106. The Conference considered that grave consequences might arise from serious food shortages in any of the Member Nations. Prompt action was needed before the emergency had reached a critical stage in order to prevent panic and hoarding of food and to facilitate the government's task; in developing internal measures for food management and distribution. The Conference adopts d the following resolution
Resolution No. 15
Food Shortages and Famine
1. That on receiving intimation from a Member Nation or region that a serious food shortage or famine exists or is likely to develop, which it is unable to cope with from its own resources, the Director-General shall depute one or more FAO officials to investigate the nature of the problem with the consent of the government concerned and to report on the extent, if any, of international assistance needed and communicate the report to the United Nations and the interested Specialized Agencies;
2. That when, in the opinion of the Director-General, there is an emergency requiring international relief measures, he shall at his discretion convene forthwith a meeting of the Council or of interested governments to devise the most practical lines of action which may be required to bring about prompt, concerted and effective assistance by governments as well as by voluntary agencies; and that the Director-General shall thereupon report the action taken to the Secretary-General of the United Nations for transmission to the Economic and Social Council.
Emergency Food Reserve
107. The Conference wished to emphasize the grave risks inherent in the calamitous food shortages which were likely to develop in the world from time to time.

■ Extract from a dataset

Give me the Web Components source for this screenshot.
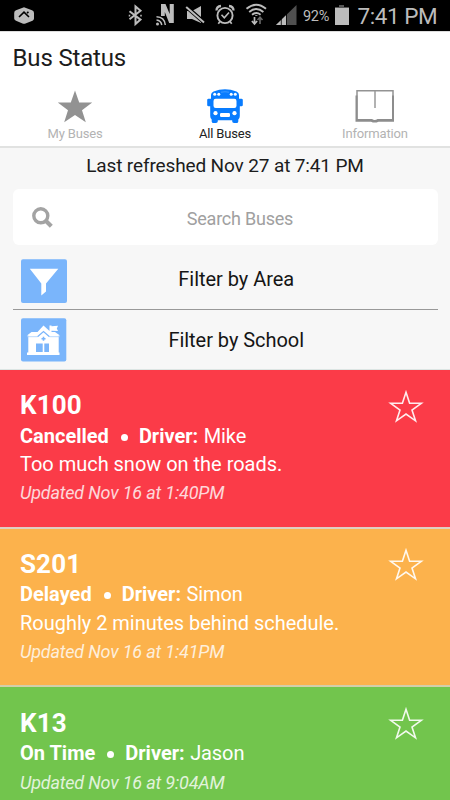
<!DOCTYPE html>
<html lang="en">
<head>
<meta charset="utf-8">
<title>Bus Status</title>
<style>
html,body{margin:0;height:100%;overflow:hidden;background:#f7f7f7}
body{font-family:Roboto,"Liberation Sans",sans-serif}
</style>
</head>
<body>
<bus-app></bus-app>
<script>
function define(name, html, setup) {
  const t = document.createElement('template');
  t.innerHTML = html;
  customElements.define(name, class extends HTMLElement {
    constructor() {
      super();
      this.attachShadow({mode: 'open'}).append(t.content.cloneNode(true));
    }
    connectedCallback() { if (setup) setup(this, this.shadowRoot); }
  });
}

define('status-bar', `
<style>
:host{display:flex;height:31px;background:#000;color:#bcbcbc;justify-content:space-between;box-sizing:border-box}
svg{display:block;flex:none}
.right{display:flex;width:323px}
.pct{width:31px;font-size:14.5px;line-height:33px;letter-spacing:-.3px;white-space:nowrap}
.time{font-size:22.5px;line-height:33px;letter-spacing:-.45px;margin-left:8.500px;width:92px;white-space:nowrap}
</style>
<svg width="40" height="31" viewBox="0 0 40 31"><path fill="#bcbcbc" d="M24 7.2 32 10.3Q34 11 34 13V18.500Q34 20 32.500 20.700L25.500 23.500Q24 24 22.500 23.500L16 20.700Q14.200 20 14.200 18.500V13Q14.200 11 16 10.300Z"/><path d="M19 17 24 12.200 29 17M27 13 28.500 12" fill="none" stroke="#000" stroke-width="1.600"/></svg>
<div class="right">
<svg width="176" height="31" viewBox="127 0 176 31" fill="none" stroke="#bcbcbc">
<path d="M129.500 11.200 140.500 19.600 135.500 24V6.500L140.500 10.800 129.500 19.300" stroke-width="2"/>
<path d="M129.500 14.700v1.700M141 14.700v1.700" stroke-width="1.500"/>
<path d="M161 16V4H165.500L169.700 14V4H173.800V23H169.200L164.800 12V16Z" fill="#bcbcbc" stroke="none"/>
<path d="M156.500 16.800Q164.500 17 165.300 25M156.500 20Q161 20.500 161.800 25" stroke-width="1.500"/><circle cx="157.500" cy="24" r="1.500" fill="#bcbcbc" stroke="none"/>
<path d="M187 11H192L201 6V23L192 19H187Z" fill="#bcbcbc" stroke="none"/>
<path d="M186 6.400 204.500 22.700" stroke="#000" stroke-width="4"/><path d="M186.200 7 204 22.600" stroke-width="2"/>
<circle cx="225" cy="15.500" r="7.600" stroke-width="1.900"/><path d="M221.500 14.800 224.300 17.800 229 12.500" stroke-width="1.600"/><path d="M216.500 10.500Q216.500 6.500 221 6M233.500 10.500Q233.500 6.500 229 6" stroke-width="2.300"/><path d="M220 21.500 218.300 23.700M230 21.500 231.700 23.700" stroke-width="1.700"/>
<path d="M246.500 8.800Q256.300.500 266 8.800M249.200 11.900Q256.300 6 263.400 11.900M252 14.700Q256.300 11.400 260.600 14.700" stroke-width="1.900"/><path d="M256.300 15v.8" stroke-width="2.200"/>
<path d="M254.500 17v6.500M251.900 21 254.500 24 257.100 21" stroke-width="1.700"/><path stroke="#696969" d="M260 24v-6M257.500 20 260 17.300 262.500 20" stroke-width="1.600"/>
<path d="M296.500 5V25H276Z" fill="#505050" stroke="none"/><path d="M286 15.200V25H276Z" fill="#bcbcbc" stroke="none"/><path d="M281.300 18V25M286.500 14V25" stroke="#000" stroke-width=".8"/>
</svg>
<div class="pct">92%</div>
<svg width="15" height="31" viewBox="334 0 15 31"><path d="M339 5h5v2h5v2h-14V7h4Z" fill="#555"/><path d="M335 8H349V25H335Z" fill="#bcbcbc"/></svg>
<div class="time">7:41 PM</div>
</div>`);

define('app-tab', `
<style>
:host{display:flex;flex:1;flex-direction:column;align-items:center;color:#b3b3b3;font-size:13px;line-height:18px;letter-spacing:-.16px}
:host([active]){color:#222}
.i{height:38px;display:block}
</style><slot name="icon" class="i"></slot><span><slot></slot></span>`);

define('app-header', `
<style>
:host{display:block;background:#fff;height:114px;border-top:1px solid #ddd;border-bottom:2px solid #e1e2e1}
h1{font-size:24px;line-height:28px;font-weight:400;letter-spacing:-.18px;color:#1c1c1c;margin:0;padding:12px 0 0 12.600px}
nav{display:flex;padding-top:15px}
svg{display:block}
</style>
<h1>Bus Status</h1>
<nav>
<app-tab><svg slot="icon" width="40" height="38" viewBox="55 87 40 38"><path fill="#929292" d="M75 90.500 79.200 102.600H92.200L82 110.200 85.800 122.300 75 114.900 64.200 122.300 68 110.200 57.800 102.600H70.800Z"/></svg>My Buses</app-tab>
<app-tab active><svg slot="icon" width="40" height="38" viewBox="205 87 40 38"><path fill="#087cff" d="M211 95Q211 92.500 213.500 91.500Q225 87.200 236.500 91.500Q239 92.500 239 95V98.800H241.500Q242.800 98.800 242.800 100V105Q242.800 106.200 241.500 106.200H239.800V116Q239.800 118 238.300 119.500V121.500Q238.300 123 236.500 123H234Q232.200 123 232.200 121.200V120.300H217.800V121.200Q217.800 123 216 123H213.500Q211.700 123 211.700 121.500V119.500Q210.200 118 210.200 116V106.200H208.500Q207.200 106.200 207.200 105V100Q207.200 98.800 208.500 98.800H211Z"/><g fill="#fff"><rect x="213.500" y="98.700" width="23" height="9.300" rx="2.200"/><rect x="220" y="113" width="10" height="4" rx="1.200"/><circle cx="215.500" cy="113.200" r="2.100"/><circle cx="234.500" cy="113.200" r="2.100"/><circle cx="214.700" cy="94.200" r="1.500"/><circle cx="218.800" cy="94.200" r="1.500"/><circle cx="231.200" cy="94.200" r="1.500"/><circle cx="235.300" cy="94.200" r="1.500"/></g><path d="M221 92.200Q225 91.300 229 92.200" fill="none" stroke="#3f9bff"/></svg>All Buses</app-tab>
<app-tab><svg slot="icon" width="42" height="38" viewBox="354 87 42 38"><path d="M357 119.500V90.800H393V119.500" fill="none" stroke="#939393" stroke-width="1.500"/><path d="M355.500 95.500H357.500V119H372Q374.700 121 377.500 119H392V95.500H394V121.700H378.500Q374.700 123.500 371 121.700H355.500Z" fill="#8d8d8d"/><path d="M375 91V108" stroke="#999" stroke-width="1.500"/></svg>Information</app-tab>
</nav>`);

define('search-box', `
<style>
:host{display:flex;align-items:center;height:56px;background:#fff;border-radius:6px;margin:0 12.500px;color:#a0a0a0;font-size:18px;letter-spacing:-.22px}
svg{flex:none;margin-left:18.500px}
span{flex:1;text-align:center;padding-right:14.500px;padding-top:3px;padding-left:2px}
</style>
<svg width="24" height="24" viewBox="31 205.200 24 24" fill="none" stroke="#a3a3a3"><circle cx="40.800" cy="216" r="7" stroke-width="3.400"/><path d="M46 221.200 51.300 226.500" stroke-width="4.200"/></svg>
<span><slot></slot></span>`);

define('filter-row', `
<style>
:host{display:flex;align-items:center;margin:0 12.500px;box-sizing:border-box;color:#151515;font-size:20px;letter-spacing:-.04px}
.i{display:block;margin-left:8.500px;width:46px;flex:none}
span{flex:1;text-align:center;padding-right:32px;margin-top:var(--text-shift,0)}
</style>
<slot name="icon" class="i"></slot><span><slot></slot></span>`);

define('bus-card', `
<style>
:host{display:flex;justify-content:space-between;box-sizing:border-box;height:158.700px;padding:19.800px 25px 0 20px;color:#fff;border-bottom:2px solid #dfcfc2;white-space:nowrap}
h2{font-size:26px;line-height:31px;margin:0;font-weight:700;letter-spacing:.1px}
.s{font-size:20px;line-height:29px;display:flex}
.text{padding-top:.5px}
b{font-weight:700}
.s{padding-top:var(--status-gap,0px)}
.s i{width:7px;height:7px;border-radius:50%;background:#fff;margin:12px 11px 0 12px}
.s .n{margin-left:5.500px;letter-spacing:-.1px}
p{margin:calc(0px - var(--status-gap,0px)) 0 0;font-size:20px;line-height:29px;letter-spacing:-.02px}
.u{font-size:18px;line-height:28px;font-style:italic;opacity:.8;letter-spacing:-.18px}
.s + .u{padding-top:1px}
svg{flex:none;margin-top:-1px}
</style>
<div class="text"><h2></h2><div class="s"><b class="st"></b><i></i><b>Driver:</b><span class="n"></span></div><p></p><div class="u"></div></div>
<svg width="38" height="36" viewBox="387 389 38 36"><path d="M406 392.300 409.600 403.300H421.300L412 410 415.500 420.800 406 414 396.500 420.800 400 410 390.700 403.300H402.400Z" fill="none" stroke="#fff" stroke-opacity=".9" stroke-width="1.600"/></svg>`,
(el, r) => {
  const d = el.dataset;
  r.querySelector('h2').textContent = d.bus;
  r.querySelector('.st').textContent = d.status;
  r.querySelector('.n').textContent = d.driver;
  const p = r.querySelector('p');
  if (d.note) p.textContent = d.note; else if (p) p.remove();
  r.querySelector('.u').textContent = 'Updated ' + d.updated;
});

define('bus-app', `
<style>
:host{display:flex;flex-direction:column;width:450px;height:800px;overflow:hidden;background:#f7f7f7}
:host>*{flex-shrink:0}
.r{font-size:19px;line-height:22px;letter-spacing:-.13px;text-align:center;color:#1c1c1c;padding:7px 0 12px}
hr{width:425px;height:1px;border:0;margin:0 auto;background:#999}
.list{border-top:1px solid #dce5e3}
svg{display:block}
</style>
<status-bar></status-bar>
<app-header></app-header>
<div class="r">Last refreshed Nov 27 at 7:41 PM</div>
<search-box>Search Buses</search-box>
<filter-row style="height:64px;padding-top:8px;--text-shift:-4px"><svg slot="icon" width="46" height="44" viewBox="21 259 46 44"><rect x="21" y="259.300" width="46" height="43.700" rx="2" fill="#7ab5fb"/><path fill="#fff" d="M29.800 268.800H58.300L46 283.500V291.500L41.300 295.500V283.500Z"/></svg>Filter by Area</filter-row>
<hr>
<filter-row style="height:59px;padding-top:1px;--text-shift:-1px"><svg slot="icon" width="46" height="44" viewBox="21 318 46 44"><rect x="21" y="318.300" width="45.300" height="43.300" rx="2" fill="#7ab5fb"/><path fill="#fff" d="M27 335.500 31.500 332H37.500L43.500 325.500 49.500 331V325.500H51.500V326.300L58 325.800 56.800 328.500 58 331 51.500 330.800V332H55L60 335.500H58.700V352.500H59.500V355H27V352.500H28.300V335.500Z"/><path d="M37.500 336.800 43.500 331.500 49.500 336.800" fill="none" stroke="#7ab5fb" stroke-width="1.200"/><path d="M27 336.700H37M50 336.700H60" stroke="#a8cffc" stroke-width=".8"/><path d="M43.500 336.700v4M41.500 338.700h4" stroke="#7ab5fb" stroke-width="1.600"/><path d="M36 343.500H42.700V352H36ZM44.300 343.500H49V352H44.300Z" fill="#7ab5fb"/></svg>Filter by School</filter-row>
<div class="list">
<bus-card style="background:#fb3b48;--status-gap:.6px" data-bus="K100" data-status="Cancelled" data-driver="Mike" data-note="Too much snow on the roads." data-updated="Nov 16 at 1:40PM"></bus-card>
<bus-card style="background:#fcb24c;border-color:#d2ceaa" data-bus="S201" data-status="Delayed" data-driver="Simon" data-note="Roughly 2 minutes behind schedule." data-updated="Nov 16 at 1:41PM"></bus-card>
<bus-card style="background:#72c54d" data-bus="K13" data-status="On Time" data-driver="Jason" data-updated="Nov 16 at 9:04AM"></bus-card>
</div>`);
</script>
</body>
</html>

In order to safeguard Member Nations from possible breakdown due to serious food shortages or famine, the Conference considered that the possibility of establishing an emergency food reserve should be studied. The Conference adopted the following resolution:
Resolution No. 16
Emergency Food Reserve
Resolves that the Council should study and explore suitable ways and means whereby an emergency food reserve can be established and made available promptly to Member States threatened or affected by serious food shortages or famine.